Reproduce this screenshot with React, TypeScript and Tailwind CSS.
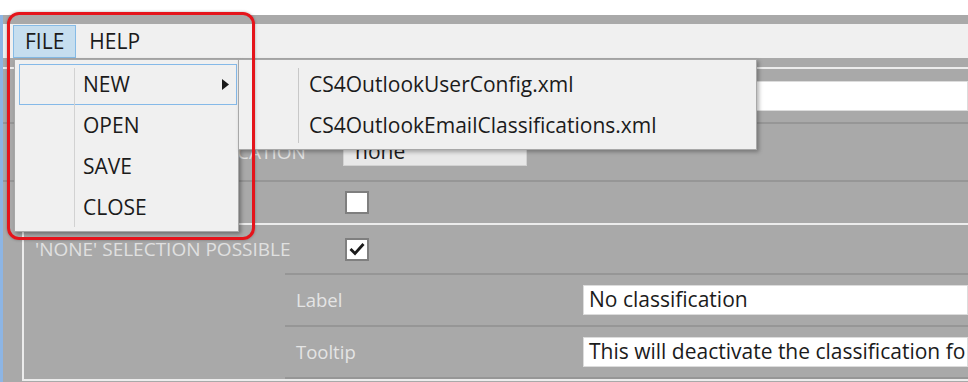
import React from "react";

const font = "font-['Open_Sans','Noto_Sans',sans-serif]";

function Check({ checked }: { checked?: boolean }) {
  return (
    <div className="w-[24px] h-[23px] bg-white border-2 border-[#7f7f7f] flex items-center justify-center">
      {checked && (
        <svg width="16" height="14" viewBox="0 0 16 14">
          <path d="M1.5 7 L6 11.5 L14.5 2" fill="none" stroke="#1a1a1a" strokeWidth="2.8" />
        </svg>
      )}
    </div>
  );
}

function Line({ light }: { light?: boolean }) {
  return <div className={light ? "h-[2px] bg-[#ececec]" : "h-[2px] bg-[#969696]"} />;
}

export default function App() {
  return (
    <div className={`relative w-[968px] h-[382px] overflow-hidden bg-[#a9a9a9] ${font}`}>
      {/* window title strip, mostly cut off */}
      <div className="h-[15px] bg-white" />

      <div className="flex h-[367px]">
        <div className="w-[3px] bg-[#8db5e4]" />
        <div className="flex-1 flex flex-col">
          <div className="h-[9px]" />

          {/* menu bar */}
          <div className="h-[34px] bg-[#f0f0f0] flex items-stretch pl-[10px] pt-[1px] text-[21px] text-[#1b1b1b]">
            <div className="px-[11px] flex items-center bg-[#c6deef] border border-[#86bbe6]">FILE</div>
            <div className="px-[13px] flex items-center">HELP</div>
          </div>

          {/* form */}
          <div className="h-[9px]" />
          <Line light />
          <div className="h-[53px] flex items-center">
            <div className="w-[340px]" />
            <div className="flex-1 h-[30px] bg-white border border-[#dcdcdc]" />
          </div>
          <Line />
          <div className="h-[56px] flex items-center">
            <div className="w-[340px] pl-[32px] text-[19px] text-[#e0e0e0] whitespace-nowrap">PRESELECTED CLASSIFICATION</div>
            <div className="w-[184px] h-[27px] bg-[#e8e8e8] border border-[#d2d2d2] px-[11px] flex items-center text-[21px] text-[#1b1b1b]">
              none
            </div>
          </div>
          <Line />
          <div className="h-[41px] flex items-center">
            <div className="w-[342px]" />
            <Check />
          </div>

          {/* group box */}
          <div className="ml-[19px] border-t-2 border-l-2 border-b-2 border-[#ececec] flex flex-col">
            <div className="h-[48px] flex items-center">
              <div className="w-[321px] pl-[11px] text-[19px] text-[#e0e0e0] whitespace-nowrap">'NONE' SELECTION POSSIBLE</div>
              <Check checked />
            </div>
            <div className="ml-[261px] flex flex-col text-[18.5px]">
              <Line />
              <div className="h-[50px] flex items-center">
                <div className="w-[298px] pl-[11px] text-[#e4e4e4]">Label</div>
                <div className="flex-1 h-[30px] bg-white border border-[#dcdcdc] pl-[5px] flex items-center text-[21px] text-[#1b1b1b]">
                  No classification
                </div>
              </div>
              <Line />
              <div className="h-[50px] flex items-center">
                <div className="w-[298px] pl-[11px] text-[#e4e4e4]">Tooltip</div>
                <div className="flex-1 h-[30px] bg-white border border-[#dcdcdc] pl-[5px] flex items-center text-[21px] text-[#1b1b1b] whitespace-nowrap overflow-hidden">
                  This will deactivate the classification fo
                </div>
              </div>
              <Line />
            </div>
          </div>
        </div>
      </div>

      {/* FILE dropdown */}
      <div className="absolute left-[14px] top-[59px] w-[225px] h-[173px] bg-[#f0f0f0] border border-[#a8a8a8] shadow-[2px_2px_4px_rgba(0,0,0,0.35)] pt-[4px] pl-[4px] pr-[1px] text-[21px] text-[#1b1b1b]">
        <div className="relative h-full">
          <div className="absolute left-[55px] top-[4px] bottom-[4px] w-px bg-[#d2d2d2]" />
          <div className="h-[41px] flex items-center border border-[#85b9e8] pl-[63px] pr-[7px]">
            <span className="flex-1">NEW</span>
            <svg width="7" height="11" viewBox="0 0 7 11">
              <path d="M0 0 L7 5.5 L0 11 Z" fill="#1b1b1b" />
            </svg>
          </div>
          <div className="h-[41px] flex items-center pl-[64px]">OPEN</div>
          <div className="h-[41px] flex items-center pl-[64px]">SAVE</div>
          <div className="h-[41px] flex items-center pl-[64px]">CLOSE</div>
        </div>
      </div>

      {/* NEW submenu */}
      <div className="absolute left-[238px] top-[59px] w-[519px] h-[91px] bg-[#f0f0f0] border border-[#a8a8a8] shadow-[2px_2px_4px_rgba(0,0,0,0.3)] pt-[4px] text-[21px] text-[#1b1b1b]">
        <div className="relative">
          <div className="absolute left-[59px] top-[4px] h-[75px] w-px bg-[#c8c8c8]" />
          <div className="h-[41px] flex items-center pl-[70px]">CS4OutlookUserConfig.xml</div>
          <div className="h-[41px] flex items-center pl-[70px]">CS4OutlookEmailClassifications.xml</div>
        </div>
      </div>

      {/* red highlight annotation */}
      <div className="absolute left-[7px] top-[12px] w-[248px] h-[228px] border-[3px] border-[#e5141b] rounded-[12px] shadow-[0_0_3px_rgba(0,0,0,0.3)]" />
    </div>
  );
}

TO BE DONE:
Within the listing above, copy each line that has the string "React".

ANSWER:
Reproduce this screenshot with React, TypeScript and Tailwind CSS.
import React from "react";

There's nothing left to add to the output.